Look at the Fukushima disaster in Japan last year. The country shut down all nuclear reactors, which added to fossil fuel imports and disrupted service. A similar disaster or attack on major power plants in the U.S. could leave portions of the country without power for weeks. It took weeks to get power back to parts of New Jersey after Hurricane Sandy and the Northeast blackout of 2003 left millions without power without any notice.

Solar energy changes the landscape. A blackout would be more manageable for consumers if they have solar power during the day and may go unnoticed if they have battery backup. Maybe it's true that solar power could be a piece of improved energy security.

The military is on board
We know that the U.S. military is already seeing solar as a powerful energy source. SunPower (NASDAQ: SPWR  ) built a 14 MW plant at the Naval Air Weapons Station China Lake, generating 30% of the base's annual power needs.  

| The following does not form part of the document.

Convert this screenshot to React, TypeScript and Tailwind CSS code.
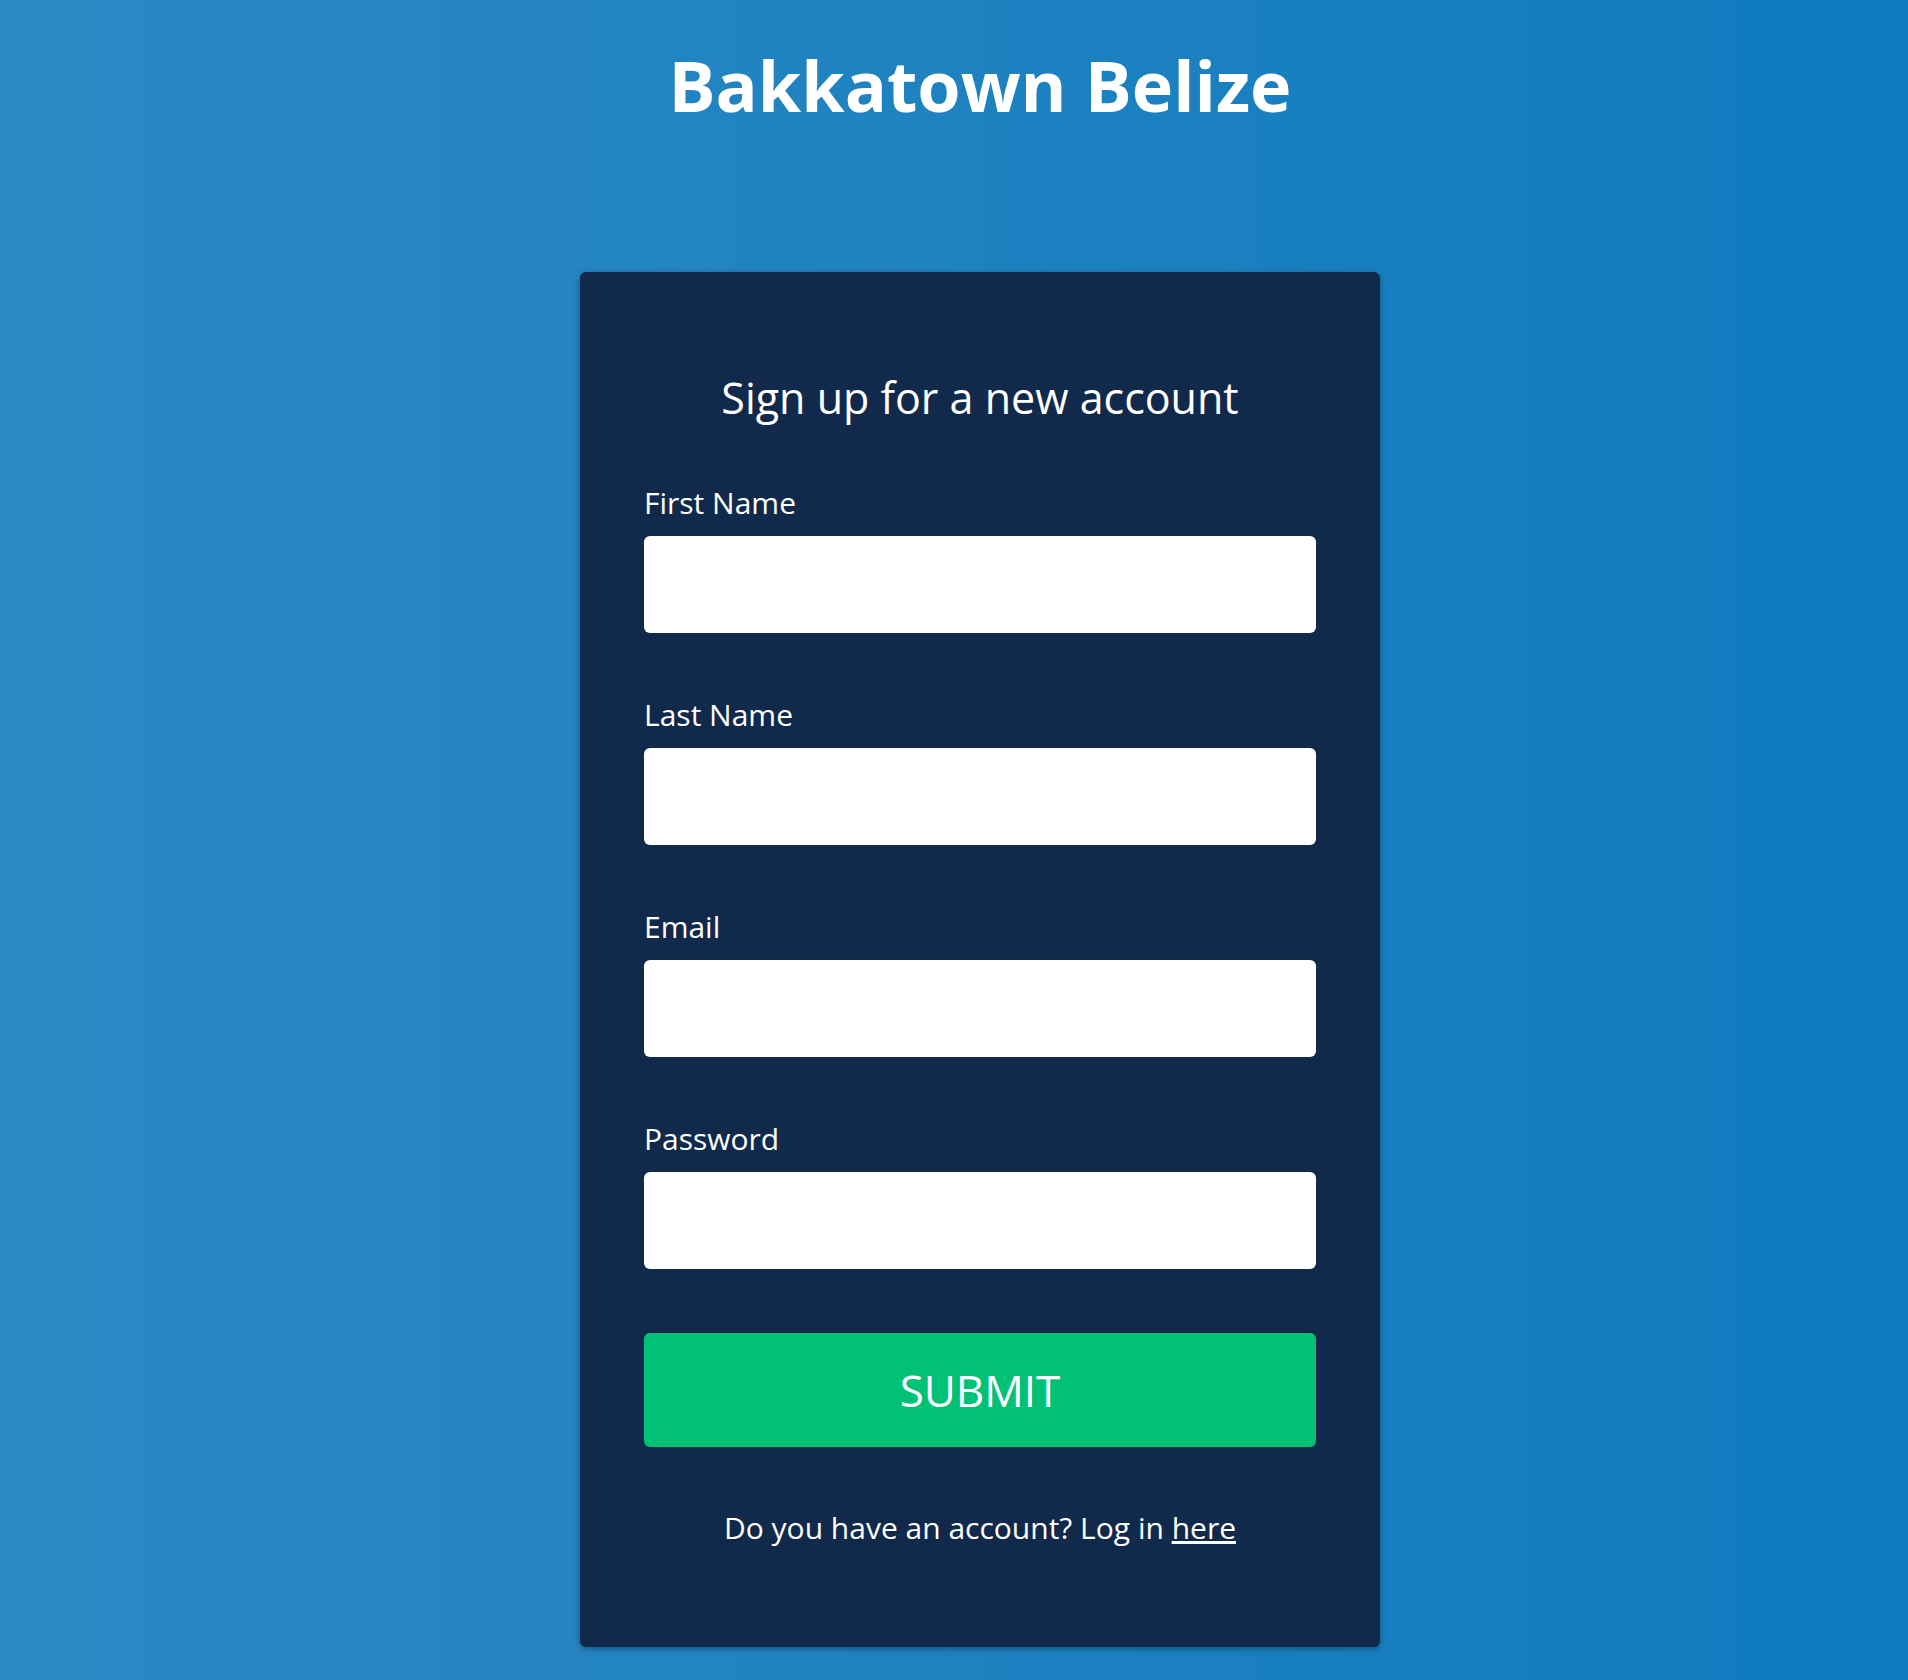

On a smaller basis, the Army has introduced portable power solutions for forward bases and is testing other solar technologies and energy storage. If distributed energy on the grid doesn't make you feel safer for the energy grid, giving usable power to our troops in the field should. Solar will not only be a useful tool for soldiers, but it will also save cost, since transporting fuel is an expensive and dangerous task on the battlefield.  

The winners in distributed solar
Distributed solar is one piece of a more secure energy grid, and investors can get onboard in a few different ways. NRG Energy owns large solar plants and is getting into the distributed solar business as well. SolarCity (NASDAQ: SCTY  ) is the dominant player in residential solar, and panel manufacturer SunPower is expanding its reach through a leasing program. Finally, MEMC Electronic Materials (NYSE: SUNE  ) is transforming itself into a project developer and is putting a big effort behind distributed solar power generation.

These four companies should benefit as solar, particularly distributed solar, grows in coming years. Maybe we'll even begin viewing these installations as a key part of our national security.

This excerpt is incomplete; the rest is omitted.